### GIVEN INFORMATION

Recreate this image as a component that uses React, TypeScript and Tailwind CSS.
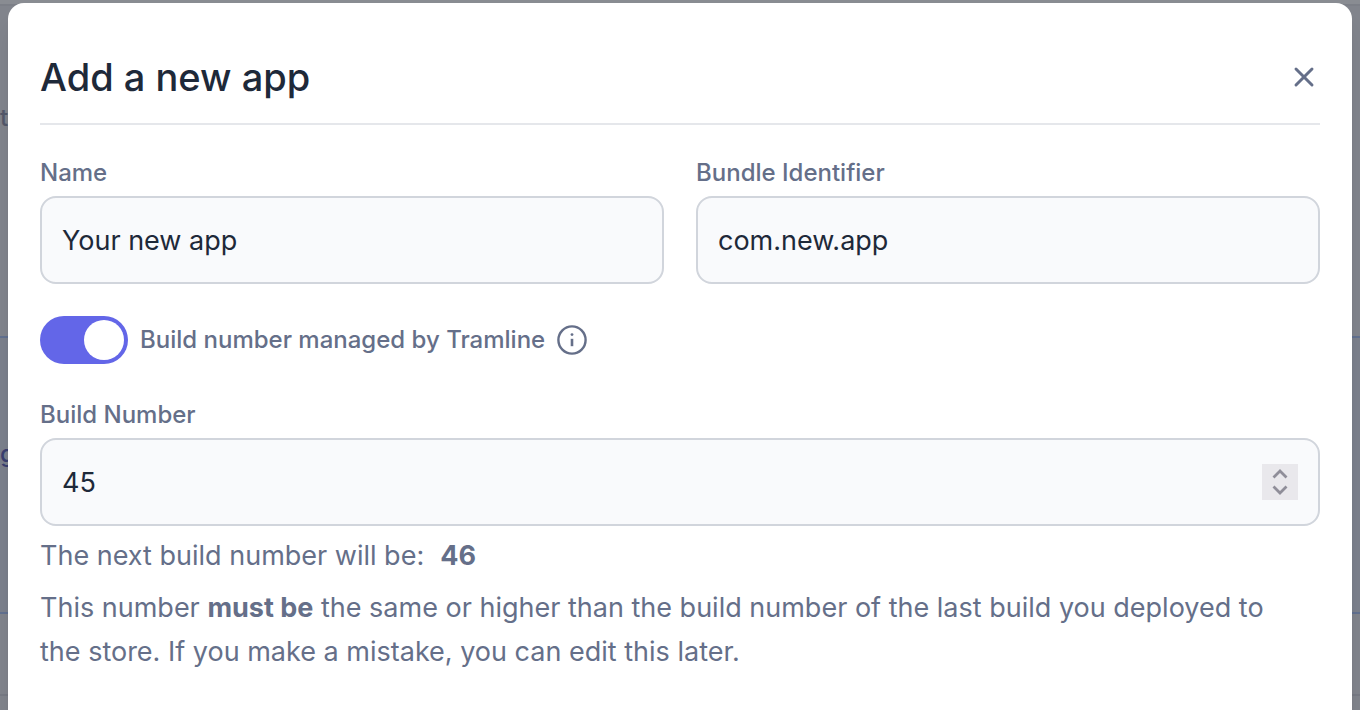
import { useState, type ReactNode } from "react";
import { X } from "lucide-react";

const inputClass =
  "block h-22 w-full rounded-2xl border-2 border-gray-300 bg-[#f9fafc] px-5 text-[27px] text-gray-800 outline-none focus:border-indigo-400";

function Field({
  id,
  label,
  children,
}: {
  id: string;
  label: string;
  children: ReactNode;
}) {
  return (
    <div className="min-w-0 flex-1">
      <label
        htmlFor={id}
        className="mb-2 block text-2xl leading-[31px] font-medium text-[#656f89]"
      >
        {label}
      </label>
      {children}
    </div>
  );
}

function InfoIcon() {
  return (
    <svg
      viewBox="0 0 30 30"
      fill="none"
      stroke="currentColor"
      strokeWidth="2.4"
      className="size-[30px]"
      aria-hidden="true"
    >
      <circle cx="15" cy="15" r="13.6" />
      <path d="M15 13.8v7.4" strokeWidth="2.6" />
      <circle cx="15" cy="9.6" r="1.4" fill="currentColor" stroke="none" />
    </svg>
  );
}

function Chevron({ d }: { d: string }) {
  return (
    <svg
      viewBox="0 0 36 18"
      fill="none"
      stroke="currentColor"
      strokeWidth="2.8"
      className="h-[18px] w-9"
      aria-hidden="true"
    >
      <path d={d} />
    </svg>
  );
}

/* Dimmed page behind the modal */
function Backdrop() {
  return (
    <div
      className="absolute inset-0 flex flex-col bg-[#81848c] text-2xl font-medium"
      aria-hidden="true"
    >
      <div className="h-1 bg-[#898c92]" />
      <div className="h-[332px] border-t-2 border-[#7c7f87] pt-24 text-[#53586a]">
        t
      </div>
      <div className="h-[278px] border-y-2 border-[#627190] bg-[#7b808c] pt-[100px] text-[#3a3f70]">
        g
      </div>
      <div className="h-[82px] border-b-2 border-[#777a84]" />
    </div>
  );
}

export default function App() {
  const [name, setName] = useState("Your new app");
  const [bundle, setBundle] = useState("com.new.app");
  const [managed, setManaged] = useState(true);
  const [build, setBuild] = useState(45);

  return (
    <div className="relative h-screen overflow-hidden font-['Inter',sans-serif]">
      <Backdrop />

      <div
        role="dialog"
        aria-labelledby="modal-title"
        className="relative mx-2 mt-[3px] min-h-screen rounded-t-2xl bg-white px-8 pt-11 shadow-xl"
      >
        <header className="flex items-center justify-between border-b-2 border-gray-200 pb-4">
          <h1
            id="modal-title"
            className="text-[38px] leading-[60px] font-medium text-gray-800"
          >
            Add a new app
          </h1>
          <button type="button" aria-label="Close" className="text-[#656f89]">
            <X className="size-8" strokeWidth={2.2} />
          </button>
        </header>

        <form className="pt-8" onSubmit={(e) => e.preventDefault()}>
          <div className="flex gap-8">
            <Field id="app-name" label="Name">
              <input
                id="app-name"
                type="text"
                value={name}
                onChange={(e) => setName(e.target.value)}
                className={inputClass}
              />
            </Field>
            <Field id="bundle-id" label="Bundle Identifier">
              <input
                id="bundle-id"
                type="text"
                value={bundle}
                onChange={(e) => setBundle(e.target.value)}
                className={inputClass}
              />
            </Field>
          </div>

          <div className="mt-8 mb-[35px] flex items-center gap-3 text-[#656f89]">
            <input
              id="managed"
              type="checkbox"
              role="switch"
              checked={managed}
              onChange={(e) => setManaged(e.target.checked)}
              className="flex h-12 w-22 shrink-0 cursor-pointer appearance-none items-center rounded-full bg-gray-300 px-1 before:size-10 before:rounded-full before:bg-white checked:justify-end checked:bg-[#6366e8]"
            />
            <label htmlFor="managed" className="text-2xl font-medium">
              Build number managed by Tramline
            </label>
            <InfoIcon />
          </div>

          <Field id="build-number" label="Build Number">
            <div className="relative">
              <input
                id="build-number"
                type="text"
                inputMode="numeric"
                value={build}
                onChange={(e) => setBuild(Number(e.target.value) || 0)}
                className={inputClass}
              />
              <div className="absolute inset-y-0 right-[22px] my-auto h-9 w-9 bg-[#e9e8ec] text-[#8f8e99]">
                <button
                  type="button"
                  aria-label="Increase"
                  className="block"
                  onClick={() => setBuild(build + 1)}
                >
                  <Chevron d="M11.5 13.5 18 7l6.5 6.5" />
                </button>
                <button
                  type="button"
                  aria-label="Decrease"
                  className="block"
                  onClick={() => setBuild(build - 1)}
                >
                  <Chevron d="M11.5 4.5 18 11l6.5-6.5" />
                </button>
              </div>
            </div>
          </Field>

          <div className="mt-2 space-y-2 pr-6 text-[27px] leading-11 text-[#656f89]">
            <p>
              The next build number will be:
              <strong className="ml-4 font-bold">{build + 1}</strong>
            </p>
            <p>
              This number <strong className="font-bold">must be</strong> the
              same or higher than the build number of the last build you
              deployed to the store. If you make a mistake, you can edit this
              later.
            </p>
          </div>
        </form>
      </div>
    </div>
  );
}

### WHAT YOU ARE ASKED TO DO
Repeat verbatim all the material, but not the pictures.

### ANSWER TO THE PROBLEM
Recreate this image as a component that uses React, TypeScript and Tailwind CSS.
import { useState, type ReactNode } from "react";
import { X } from "lucide-react";

const inputClass =
  "block h-22 w-full rounded-2xl border-2 border-gray-300 bg-[#f9fafc] px-5 text-[27px] text-gray-800 outline-none focus:border-indigo-400";

function Field({
  id,
  label,
  children,
}: {
  id: string;
  label: string;
  children: ReactNode;
}) {
  return (
    <div className="min-w-0 flex-1">
      <label
        htmlFor={id}
        className="mb-2 block text-2xl leading-[31px] font-medium text-[#656f89]"
      >
        {label}
      </label>
      {children}
    </div>
  );
}

function InfoIcon() {
  return (
    <svg
      viewBox="0 0 30 30"
      fill="none"
      stroke="currentColor"
      strokeWidth="2.4"
      className="size-[30px]"
      aria-hidden="true"
    >
      <circle cx="15" cy="15" r="13.6" />
      <path d="M15 13.8v7.4" strokeWidth="2.6" />
      <circle cx="15" cy="9.6" r="1.4" fill="currentColor" stroke="none" />
    </svg>
  );
}

function Chevron({ d }: { d: string }) {
  return (
    <svg
      viewBox="0 0 36 18"
      fill="none"
      stroke="currentColor"
      strokeWidth="2.8"
      className="h-[18px] w-9"
      aria-hidden="true"
    >
      <path d={d} />
    </svg>
  );
}

/* Dimmed page behind the modal */
function Backdrop() {
  return (
    <div
      className="absolute inset-0 flex flex-col bg-[#81848c] text-2xl font-medium"
      aria-hidden="true"
    >
      <div className="h-1 bg-[#898c92]" />
      <div className="h-[332px] border-t-2 border-[#7c7f87] pt-24 text-[#53586a]">
        t
      </div>
      <div className="h-[278px] border-y-2 border-[#627190] bg-[#7b808c] pt-[100px] text-[#3a3f70]">
        g
      </div>
      <div className="h-[82px] border-b-2 border-[#777a84]" />
    </div>
  );
}

export default function App() {
  const [name, setName] = useState("Your new app");
  const [bundle, setBundle] = useState("com.new.app");
  const [managed, setManaged] = useState(true);
  const [build, setBuild] = useState(45);

  return (
    <div className="relative h-screen overflow-hidden font-['Inter',sans-serif]">
      <Backdrop />

      <div
        role="dialog"
        aria-labelledby="modal-title"
        className="relative mx-2 mt-[3px] min-h-screen rounded-t-2xl bg-white px-8 pt-11 shadow-xl"
      >
        <header className="flex items-center justify-between border-b-2 border-gray-200 pb-4">
          <h1
            id="modal-title"
            className="text-[38px] leading-[60px] font-medium text-gray-800"
          >
            Add a new app
          </h1>
          <button type="button" aria-label="Close" className="text-[#656f89]">
            <X className="size-8" strokeWidth={2.2} />
          </button>
        </header>

        <form className="pt-8" onSubmit={(e) => e.preventDefault()}>
          <div className="flex gap-8">
            <Field id="app-name" label="Name">
              <input
                id="app-name"
                type="text"
                value={name}
                onChange={(e) => setName(e.target.value)}
                className={inputClass}
              />
            </Field>
            <Field id="bundle-id" label="Bundle Identifier">
              <input
                id="bundle-id"
                type="text"
                value={bundle}
                onChange={(e) => setBundle(e.target.value)}
                className={inputClass}
              />
            </Field>
          </div>

          <div className="mt-8 mb-[35px] flex items-center gap-3 text-[#656f89]">
            <input
              id="managed"
              type="checkbox"
              role="switch"
              checked={managed}
              onChange={(e) => setManaged(e.target.checked)}
              className="flex h-12 w-22 shrink-0 cursor-pointer appearance-none items-center rounded-full bg-gray-300 px-1 before:size-10 before:rounded-full before:bg-white checked:justify-end checked:bg-[#6366e8]"
            />
            <label htmlFor="managed" className="text-2xl font-medium">
              Build number managed by Tramline
            </label>
            <InfoIcon />
          </div>

          <Field id="build-number" label="Build Number">
            <div className="relative">
              <input
                id="build-number"
                type="text"
                inputMode="numeric"
                value={build}
                onChange={(e) => setBuild(Number(e.target.value) || 0)}
                className={inputClass}
              />
              <div className="absolute inset-y-0 right-[22px] my-auto h-9 w-9 bg-[#e9e8ec] text-[#8f8e99]">
                <button
                  type="button"
                  aria-label="Increase"
                  className="block"
                  onClick={() => setBuild(build + 1)}
                >
                  <Chevron d="M11.5 13.5 18 7l6.5 6.5" />
                </button>
                <button
                  type="button"
                  aria-label="Decrease"
                  className="block"
                  onClick={() => setBuild(build - 1)}
                >
                  <Chevron d="M11.5 4.5 18 11l6.5-6.5" />
                </button>
              </div>
            </div>
          </Field>

          <div className="mt-2 space-y-2 pr-6 text-[27px] leading-11 text-[#656f89]">
            <p>
              The next build number will be:
              <strong className="ml-4 font-bold">{build + 1}</strong>
            </p>
            <p>
              This number <strong className="font-bold">must be</strong> the
              same or higher than the build number of the last build you
              deployed to the store. If you make a mistake, you can edit this
              later.
            </p>
          </div>
        </form>
      </div>
    </div>
  );
}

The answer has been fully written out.